An example of one of these "urban operatives" is Mohammad Rahim Omari "was working undercover at his family's gasoline-trading business in Kabul," according to WSJ. Omari is now a "midlevel commander in the Badri force."

"[Omari] said he and 12 others were dispatched to an Afghan intelligence service compound in the east of the city, where they disarmed the officers on duty and stopped them from destroying computers and files," the report reads.

Another example given in the report is a man named Kamran who was "tasked with taking over his alma mater, Kabul University, and the Ministry of Higher Education."

"[H]e said he became a Taliban recruiter when he was pursuing a master's degree in Arabic at the university in 2017," the report reads. "He estimates that, over the years, he persuaded some 500 people, mostly students, to join the insurgency. To maintain his cover, he shaved his chin, wore sunglasses, and dressed in suits or jeans."

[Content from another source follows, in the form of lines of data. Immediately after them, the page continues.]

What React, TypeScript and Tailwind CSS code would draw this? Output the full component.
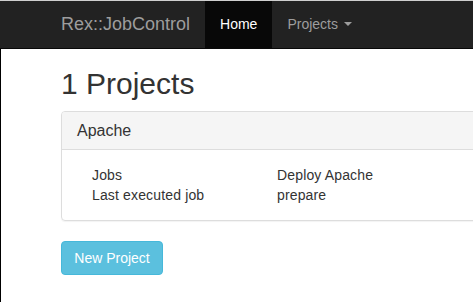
export default function App() {
  return (
    <div className="w-[473px] h-[302px] overflow-hidden bg-white font-['Liberation_Sans',Arial,sans-serif] text-[14px] leading-[20px] text-[#333]">
      <div className="border-t border-[#cfcfcf]">
        <nav className="h-[48px] bg-[#222] border-b border-[#080808] flex pl-[61px]">
          <div className="flex items-center pb-[2px] pr-[15px] text-[18px] text-[#9d9d9d]">Rex::JobControl</div>
          <div className="flex items-center pb-[2px] px-[15px] bg-[#080808] text-white">Home</div>
          <div className="flex items-center pb-[2px] px-[15px] text-[#9d9d9d]">
            Projects
            <span className="ml-[6px] w-0 h-0 border-t-[4px] border-t-[#9d9d9d] border-x-[4px] border-x-transparent" />
          </div>
        </nav>
      </div>
      <div className="border-l border-black h-[260px] pl-[60px] pt-[18px]">
        <h1 className="text-[30px] leading-[33px] font-normal">1 Projects</h1>
        <div className="mt-[11px] w-[700px] border border-[#ddd] rounded-[4px] shadow-[0_1px_1px_rgba(0,0,0,0.05)]">
          <div className="bg-[#f5f5f5] border-b border-[#ddd] px-[15px] py-[10px] text-[16px] leading-[17px] rounded-t-[3px]">Apache</div>
          <div className="p-[15px]">
            <div className="pl-[15px] tracking-[0.15px]">
              <div className="flex">
                <div className="w-[185px]">Jobs</div>
                <div>Deploy Apache</div>
              </div>
              <div className="flex">
                <div className="w-[185px]">Last executed job</div>
                <div>prepare</div>
              </div>
            </div>
          </div>
        </div>
        <button className="mt-[20px] w-[102px] bg-[#5bc0de] border border-[#46b8da] text-white rounded-[4px] py-[6px] text-[14px] leading-[20px] text-center">New Project</button>
      </div>
    </div>
  );
}
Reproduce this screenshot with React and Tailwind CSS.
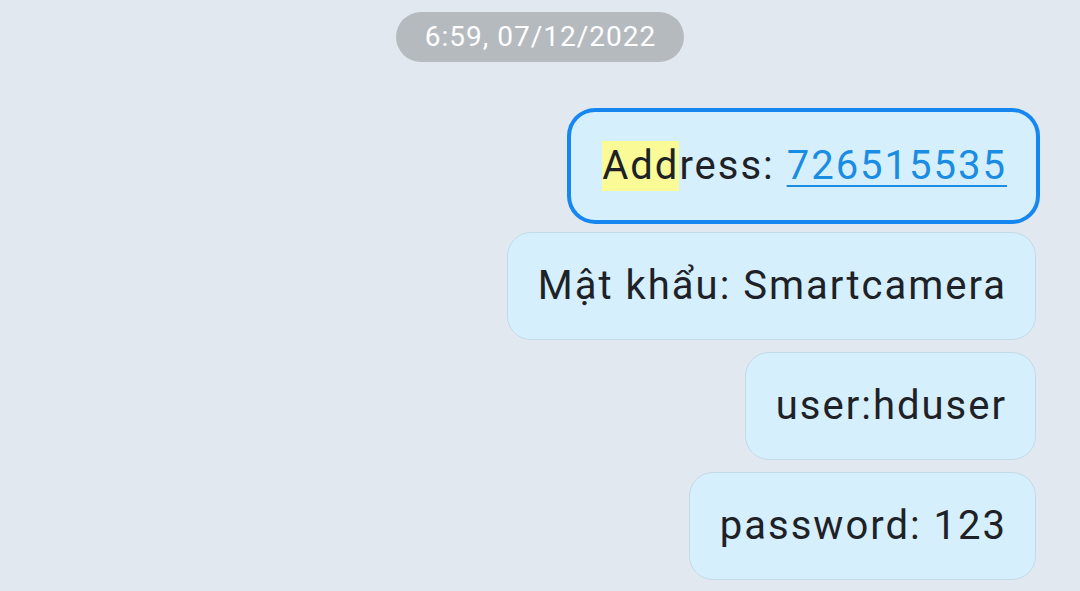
export default function App() {
  const bubble =
    "h-[108px] flex items-center pl-[30px] pr-[28px] rounded-[24px] bg-[#d5effd] border border-[#c3dbe9] text-[40px] tracking-[2px] text-[#1e2227] whitespace-nowrap";
  return (
    <div
      className="w-[1080px] h-[591px] bg-[#e2e8f0] overflow-hidden flex flex-col items-end pr-[44px]"
      style={{ fontFamily: "Roboto, 'Noto Sans', sans-serif" }}
    >
      <div className="self-center ml-[44px] mt-[12px] h-[50px] pl-[29px] pr-[28px] rounded-full bg-[#b5babf] text-white text-[28px] tracking-[1px] flex items-center">
        6:59, 07/12/2022
      </div>
      <div className={bubble + " mt-[50px] ring-4 ring-[#1687f0] border-transparent"}>
        <span className="bg-[#fafa96] leading-[50px]">Add</span>
        <span>ress:&nbsp;</span>
        <span className="text-[#1a8ce2] underline decoration-2 underline-offset-[6px]">726515535</span>
      </div>
      <div className={bubble + " mt-[12px]"}>Mật khẩu: Smartcamera</div>
      <div className={bubble + " mt-[12px]"}>user:hduser</div>
      <div className={bubble + " mt-[12px]"}>password: 123</div>
    </div>
  );
}
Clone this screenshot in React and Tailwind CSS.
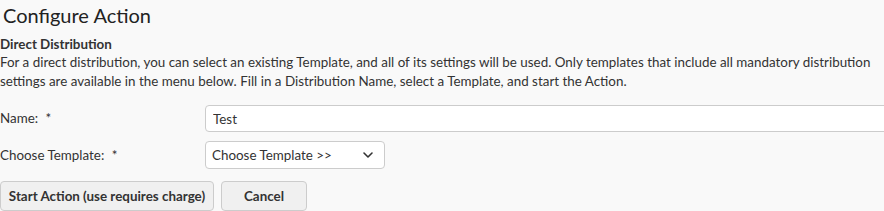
import React from 'react';

function App() {
  return (
    <div className="min-h-[211px] bg-[#f9f9f9] text-[#333] overflow-hidden" style={{ fontFamily: 'Lato, "Open Sans", sans-serif' }}>
      <h1 className="text-[20px] leading-[24px] pt-[3px] pl-[3px] text-[#222]">Configure Action</h1>
      <div className="mt-[9px] text-[13.4px] font-bold leading-[17px]">Direct Distribution</div>
      <p className="text-[13.4px] leading-[19px]">
        For a direct distribution, you can select an existing Template, and all of its settings will be used. Only templates that include all mandatory distribution settings are available in the menu below. Fill in a Distribution Name, select a Template, and start the Action.
      </p>

      <div className="mt-[14px] flex flex-col gap-[9px] text-[13.4px]">
        <div className="flex items-center">
          <label className="w-[205px] shrink-0">Name: <span className="ml-[4px]">*</span></label>
          <input
            defaultValue="Test"
            className="w-[720px] shrink-0 h-[27px] px-[7px] bg-white border border-[#ccc] rounded-[4px] outline-none text-[13.4px]"
          />
        </div>
        <div className="flex items-center">
          <label className="w-[205px] shrink-0">Choose Template: <span className="ml-[4px]">*</span></label>
          <div className="w-[180px] h-[28px] px-[6px] bg-white border border-[#ccc] rounded-[4px] flex items-center justify-between">
            <span>Choose Template &gt;&gt;</span>
            <svg width="12" height="12" viewBox="0 0 12 12" className="mr-[4px]">
              <path d="M2 4 L6 8 L10 4" fill="none" stroke="#333" strokeWidth="1.6" strokeLinecap="round" strokeLinejoin="round" />
            </svg>
          </div>
        </div>
      </div>

      <div className="mt-[12px] flex gap-[7px] text-[13.4px] font-bold">
        <button className="h-[30px] w-[214px] bg-[#f0f0f0] border border-[#ccc] rounded-[4px]">Start Action (use requires charge)</button>
        <button className="h-[30px] w-[86px] bg-[#f0f0f0] border border-[#ccc] rounded-[4px]">Cancel</button>
      </div>
    </div>
  );
}

export default App;
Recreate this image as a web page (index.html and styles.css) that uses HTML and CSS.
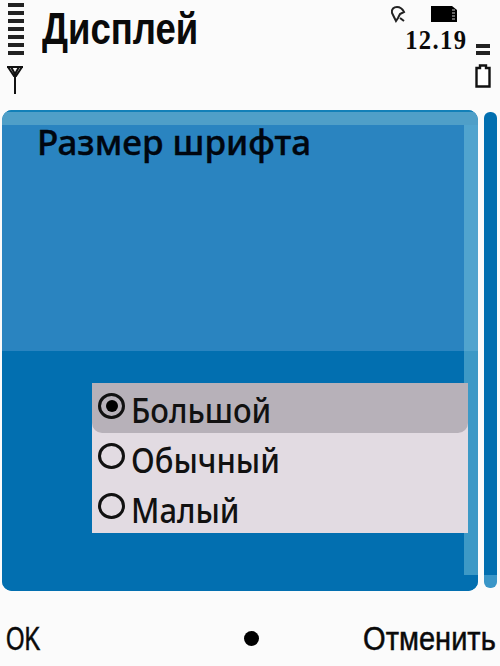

Kamran describes how many of his colleagues and acquaintances from the university were "surprised" to see him in his new role as head of security for Kabul's several universities.

In Kandahar, described by WSJ as "Afghanistan's second-largest metropolis," a university lecturer named Ahmad Wali was assigned to focus on recruitment and propaganda for the Taliban.

"I was ready to take the AK-47 and go because no Afghan can tolerate the invasion of their country," Wali said. "But then our elders told us no, don't come here, stay over there, work in the universities because these are also our people and the media and the world are deceiving them about us."

Wali is now the chief spokesman for the Taliban's finance ministry.

The report concludes with Saad describing how Kabul residents reacted to the Taliban's takeover:

Saad, the Badri commander, said he was shocked by his initial encounters with Kabul residents like Ms. Abbasi as he arrived to take charge at the Kabul airport at 7 a.m. on Aug. 16. Many of them screamed "You are death" at the Taliban, he recalled.

"It was painful to see Afghan women flee abroad, leaving their bags behind," he said. "The generation of the past 20 years hadn't seen us at all and were afraid of us."